Taiji, originated in China. There, long before inception of a formal ranking system such as "black belt" or "black sash" there were teachers of Chinese kung fu and "ranking" was recognized within relative place within the "family" or "clan." In this system, relative position within the family defined a practitioner's rank and status within the clan "family." Thus, adopting place within the family as a rank designator, the gao shou (expert) leading the instruction was the "shr-fu" (father-teacher; also written "sifu" and "shifu") Within this family-clan rank structure, members were (and still are, where used) designated as senior "old teacher" of the system shr-ye (grandfather teacher), kung fu "brothers" shr hsung-di and "uncles" as either shr-bao or shr-hsu (older or younger uncle in relation to the "shrfu"-or "father-teacher of the martial style).
A person who receives formal lineage becomes a "disciple" of the master, literally ru men di tse, or "one who is permitted through the 'inner door,'" through formal Confucian ceremony makes public oaths to assume more deep, personal responsibility to the master and art. After formal acceptance as a disciple, the new initiate begins to be introduced to closely held secrets of the art. By tradition, every true master has deeper knowledge of the art that are passed to only a few initiated disciples. Most intriguing is the transmission of lineage. Although the term is often misused and misrepresented, true lineage is passed to the student through formal Confucian ceremony. True lineage is transferred when there was no gap and documented lineage has passed through from generation to generation via induction during formal ceremony. Although there is no test for lineage, since it is generally thought of as representing access to special knowledge as well as responsibility to the art, over time--at least within many groups--the teacher is assumed to have been extremely careful when accepting a disciple.

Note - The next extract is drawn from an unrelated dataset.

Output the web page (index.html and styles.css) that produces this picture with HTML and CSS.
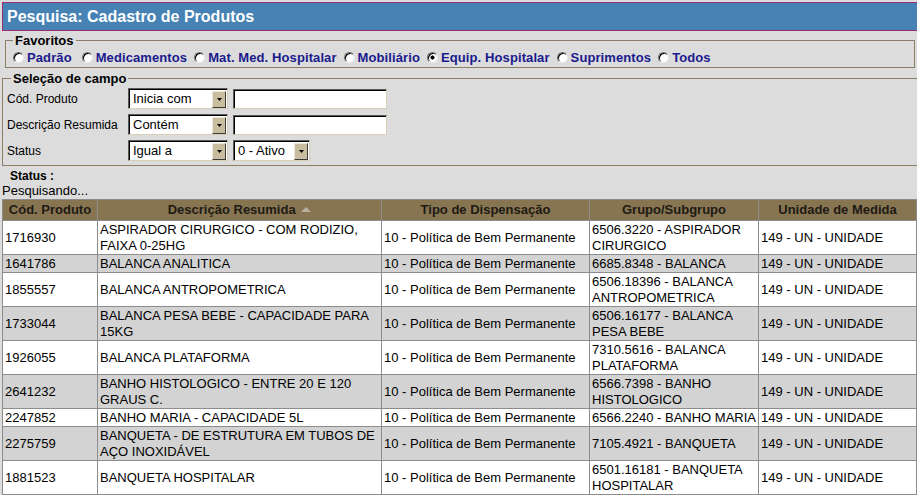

It is also important to bring up the matter that some teachers prefer to neither use, nor issue no rank whatsoever. They practice and get better and for them this is enough. I hold the deepest appreciation for some of my teacher who, at least when I studied with him, was not concerned with formal ranking. In the end, if quality is important, that is what the aspiring student will be concerned with. Formal ranking and lineage may, or may not show up, but that doesn't really matter. What matters is the degree of depth and dedication to the art, and the joy this brings to embrace a rare and beautiful thing.